Whatever the proximate causes of the US move to send troops to Liberia, the event must be seen as part of the overall strategy, the so called Plan for an American Century, according to which the US seeks total world dominance.
Comparison with first and second century Rome sheds light on the current US strategy. By 200 B.C. Republican Rome had defeated, though not completely destroyed its primary enemy, Carthage (as the US has apparently subdued Russia). Nothing stood in its way. Greece was still independent, though Romans began intervention there to prevent other less democratic powers—Macedonia and Syria—in their attempts to gain control over eastern Europe. The ideological conquests were as significant as the military ones. Under the consul Flamininus, Greece was granted its liberty, as Rome drove out all would be undemocratic conquerors. Rome was hailed amongst the Greek City states as a nation which unselfishly crossed seas in order to free others. That was the public message, given out by the liberators and the liberated.
But when Romans spoke to Romans, what was the message? One can see a great resemblance in the following speech, given to Roman soldiers by Porcius Cato, to some of Wolfowitzs behind closed door presentations:
You are not simply fighting for the independence of Greece, though that would be a fine enterprise. After [defeating Macedonia] you will open up to Roman domination Asia, Syria, and all the wealthy kingdoms stretching as far as the rising sun. How far then will we be from having our Empire stretch from [Portugal] to the Red Sea, limited only by the Ocean that embraces the world? How far from having the entire human race revere the Roman name only after the Gods?
This speech was given at a time when Rome was still a representative Republic, and far from dominating the whole of the known Western World, well before the rise of the Imperial Caesars. Cato spoke at a time when it could be credibly argued that Rome was a beneficent power, which fought for the freedom of others, against tyrants and kings. Yet fifty years later, democratic Greece was completely subdued, and their richest city, Corinth, was burned to the ground to stifle Greek competition with Roman merchants.
So when the question arises—Why Liberia, and why now?—we will be given all sorts of phony replies: We have an historical relationship with Liberia, because it was founded by former US slaves; terrorists are involved in the Liberian diamond trade; the US has a humanitarian duty to keep the peace in an unstable West Africa; Charles Taylor is a bad man, just like Saddam Hussein.

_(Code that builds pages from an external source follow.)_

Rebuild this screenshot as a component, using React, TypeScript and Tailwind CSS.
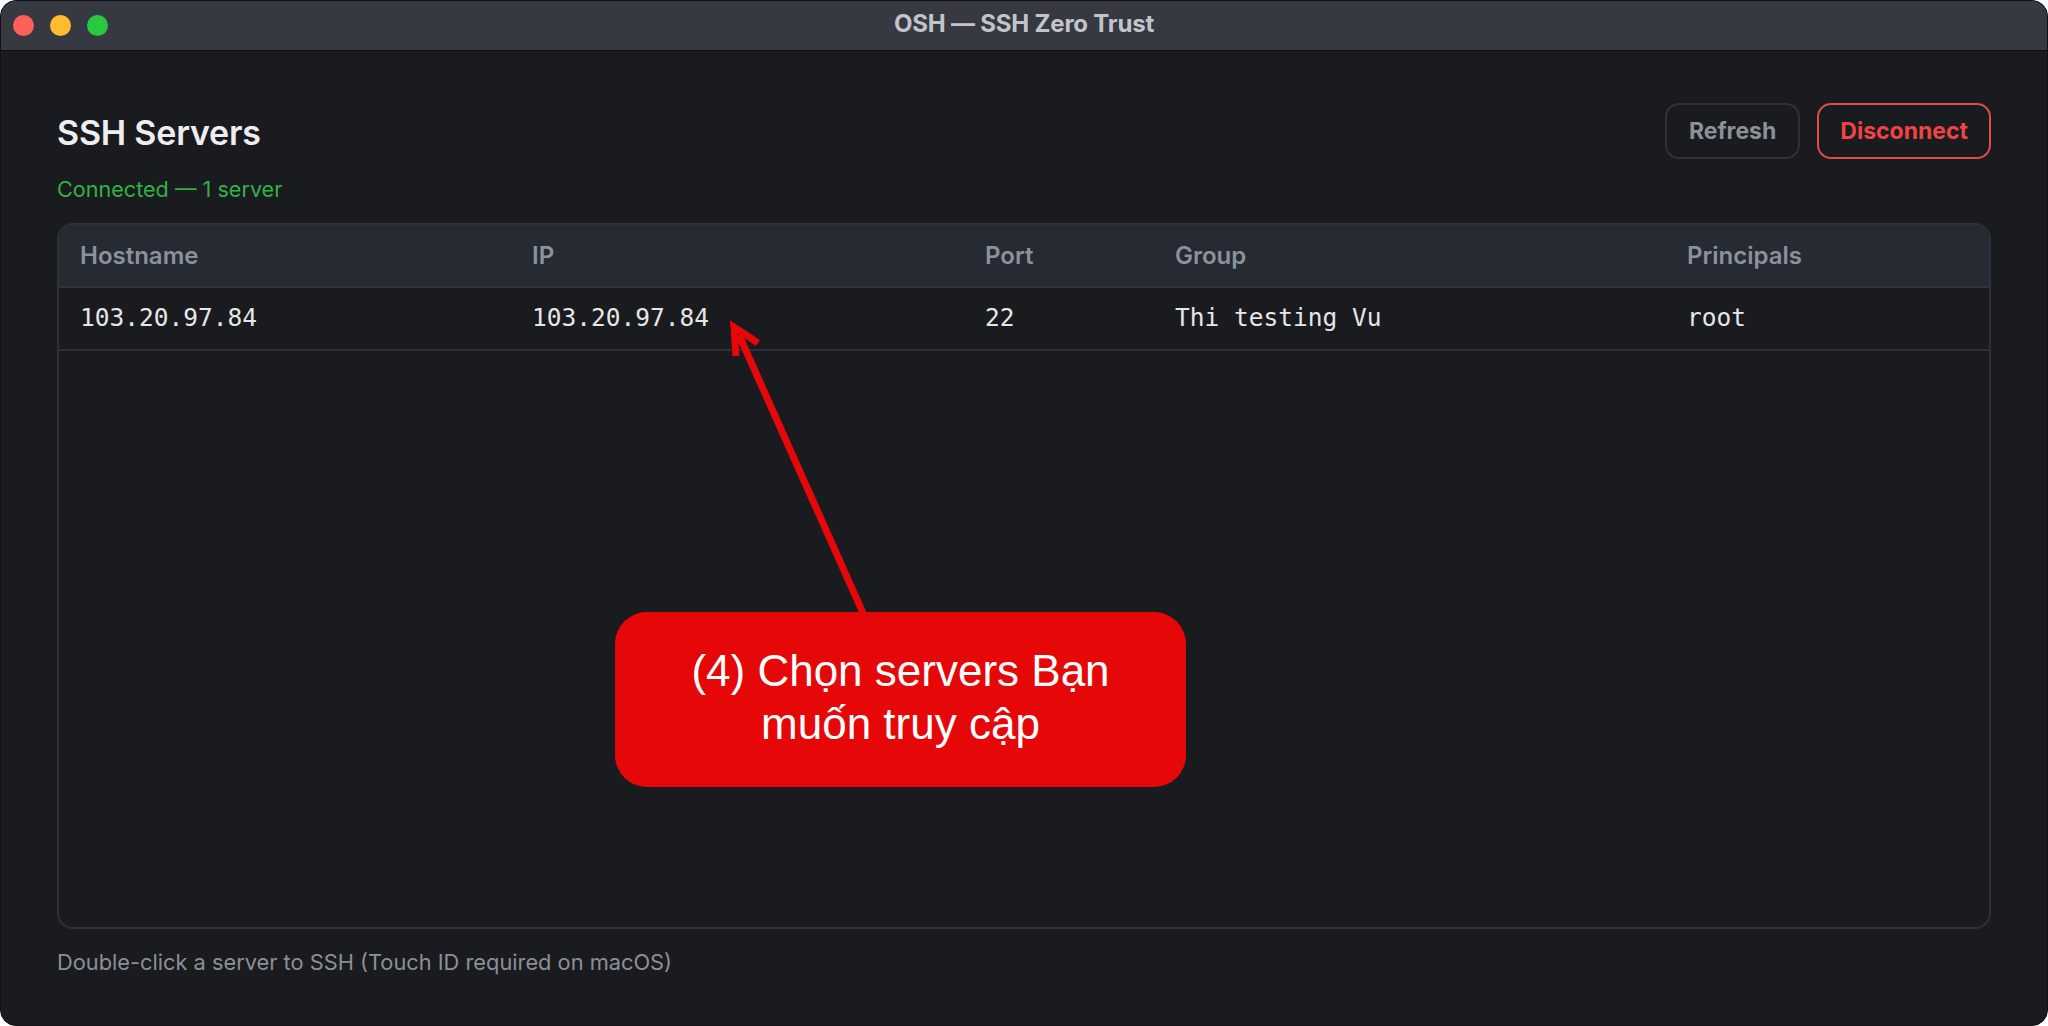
import React from 'react';

const columns = [
    { label: 'Hostname', width: 'w-[452px]' },
    { label: 'IP', width: 'w-[453px]' },
    { label: 'Port', width: 'w-[190px]' },
    { label: 'Group', width: 'w-[512px]' },
    { label: 'Principals', width: 'flex-1' },
];

const servers = [
    { hostname: '103.20.97.84', ip: '103.20.97.84', port: '22', group: 'Thi testing Vu', principals: 'root' },
];

const ui = { fontFamily: 'Inter, "Noto Sans", sans-serif' };
const mono = { fontFamily: '"DejaVu Sans Mono", "Liberation Mono", monospace' };

const App = () => {
    return (
        <div className="w-[2048px] h-[1026px] bg-white" style={ui}>
            <div className="relative h-full flex flex-col rounded-[16px] overflow-hidden bg-[#1a1b1f] border border-[#101114]">
                {/* title bar */}
                <div className="h-[50px] shrink-0 grid grid-cols-[1fr_auto_1fr] items-center bg-[#363941] border-b border-[#0e0f12]">
                    <div className="flex items-center gap-[16px] pl-[12px]">
                        <span className="w-[21px] h-[21px] rounded-full bg-[#fe5f57]" />
                        <span className="w-[21px] h-[21px] rounded-full bg-[#febc2e]" />
                        <span className="w-[21px] h-[21px] rounded-full bg-[#28c840]" />
                    </div>
                    <div className="pb-[4px] text-[24px] font-bold text-[#c2c4ca] tracking-[-0.2px]">OSH — SSH Zero Trust</div>
                    <div />
                </div>

                <div className="flex-1 flex flex-col px-[56px] pt-[52px] pb-[49px]">
                    <div className="flex items-center justify-between h-[56px]">
                        <h1 className="text-[34px] font-semibold text-[#eeeef0] tracking-[-0.2px] pt-[2px]">SSH Servers</h1>
                        <div className="flex gap-[17px]">
                            <button className="h-[56px] px-[22px] rounded-[14px] border-2 border-[#2e323a] text-[23px] font-bold text-[#8b9099]">
                                Refresh
                            </button>
                            <button className="h-[56px] px-[21px] rounded-[14px] border-2 border-[#e5484d] text-[23px] font-bold text-[#ef4444]">
                                Disconnect
                            </button>
                        </div>
                    </div>
                    <p className="mt-[16px] text-[21.6px] leading-[28px] text-[#2fb344]">Connected — 1 server</p>

                    <div className="mt-[20px] flex-1 rounded-[16px] border-2 border-[#2c3038] overflow-hidden">
                        <div className="flex h-[63px] items-center bg-[#262a33] border-b-2 border-[#2f343d]">
                            {columns.map((c) => (
                                <div key={c.label} className={`${c.width} px-[21px] text-[24px] font-semibold text-[#8b929d]`}>
                                    {c.label}
                                </div>
                            ))}
                        </div>
                        {servers.map((s) => (
                            <div key={s.ip} className="flex h-[63px] items-center border-b-2 border-[#2c3038] text-[24.5px] text-[#e6e6e9]" style={mono}>
                                <div className="w-[452px] px-[21px]">{s.hostname}</div>
                                <div className="w-[453px] px-[21px]">{s.ip}</div>
                                <div className="w-[190px] px-[21px]">{s.port}</div>
                                <div className="w-[512px] px-[21px]">{s.group}</div>
                                <div className="flex-1 px-[21px]">{s.principals}</div>
                            </div>
                        ))}
                    </div>

                    <p className="mt-[19px] text-[21.8px] leading-[28px] text-[#8b8f98]">
                        Double-click a server to SSH (Touch ID required on macOS)
                    </p>
                </div>

                {/* annotation */}
                <svg className="absolute left-0 top-0 pointer-events-none" width="2048" height="1026">
                    <line x1="862" y1="612" x2="738" y2="334" stroke="#e60808" strokeWidth="7" />
                    <polyline points="735,355 733,326 757,342" fill="none" stroke="#e60808" strokeWidth="7" strokeLinejoin="miter" />
                </svg>
                <div
                    className="absolute left-[614px] top-[611px] w-[571px] h-[175px] rounded-[32px] bg-[#e60808] flex items-center justify-center text-center text-white text-[44px] leading-[53px] pb-[6px]"
                    style={{ fontFamily: '"Liberation Sans", Arial, sans-serif' }}
                >
                    <span>(4) Chọn servers Bạn<br />muốn truy cập</span>
                </div>
            </div>
        </div>
    );
};

export default App;
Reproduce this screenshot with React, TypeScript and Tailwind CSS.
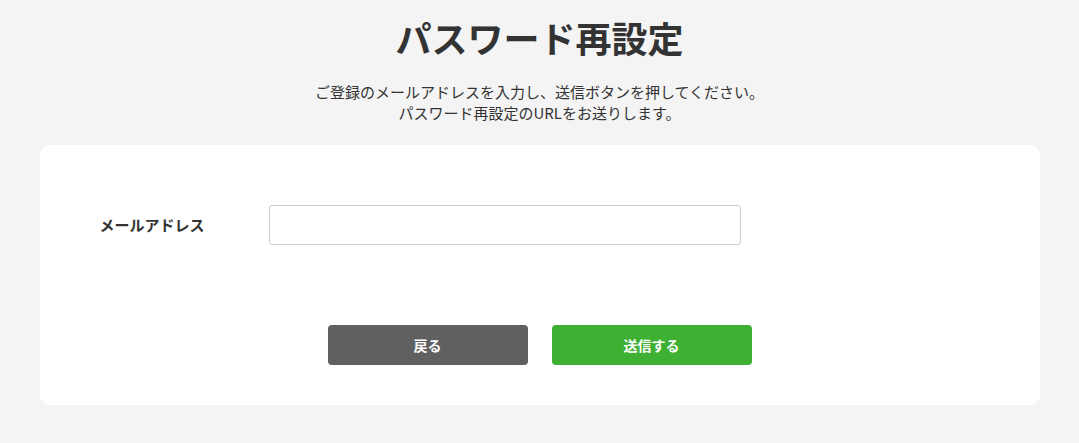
export default function App() {
  return (
    <div
      className="min-h-screen bg-[#f4f4f4] text-[#333333]"
      style={{ fontFamily: '"Noto Sans CJK JP", "Noto Sans", sans-serif' }}
    >
      <div className="mx-auto w-[1000px] pt-[10px]">
        <h1 className="text-center text-[36px] leading-[54px] font-bold">パスワード再設定</h1>
        <p className="mt-[17px] text-center text-[15px] leading-[21px]">
          ご登録のメールアドレスを入力し、送信ボタンを押してください。
          <br />
          パスワード再設定のURLをお送りします。
        </p>

        <div className="mt-[22px] rounded-[10px] bg-white px-[60px] pt-[60px] pb-[40px]">
          <div className="flex items-center">
            <label className="w-[169px] text-[15px] font-bold">メールアドレス</label>
            <input
              type="email"
              className="h-10 w-[472px] rounded-[3px] border border-[#cccccc] bg-white px-3 text-[15px] outline-none"
            />
          </div>

          <div className="mt-[80px] flex justify-center gap-6">
            <button className="h-10 w-[200px] rounded-[4px] bg-[#606060] text-[14px] font-bold text-white">
              戻る
            </button>
            <button className="h-10 w-[200px] rounded-[4px] bg-[#3eb134] text-[14px] font-bold text-white">
              送信する
            </button>
          </div>
        </div>
      </div>
    </div>
  )
}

Will journalists point out that when Liberia was founded, former US slaves were sent to conquer the surrounding peoples, and create an elite class of Americo-Liberians, which has governed the nation until the present day? Will they point out that the ethnic strife in Liberia is a direct result of Western meddling? Will US journalists point to a terrorist connection with the diamond trade, while neglecting to examine the role of the Christian Coalition in that same trade? Will a phony humanitarianism be put on the table as a just reason for intervening, while all geo-strategic, military, and financial motivations are ignored? And finally, will Charles Taylor be demonized, in spite of the fact that he won the last election with 75% of the vote, in what are regarded to have been free and fair elections?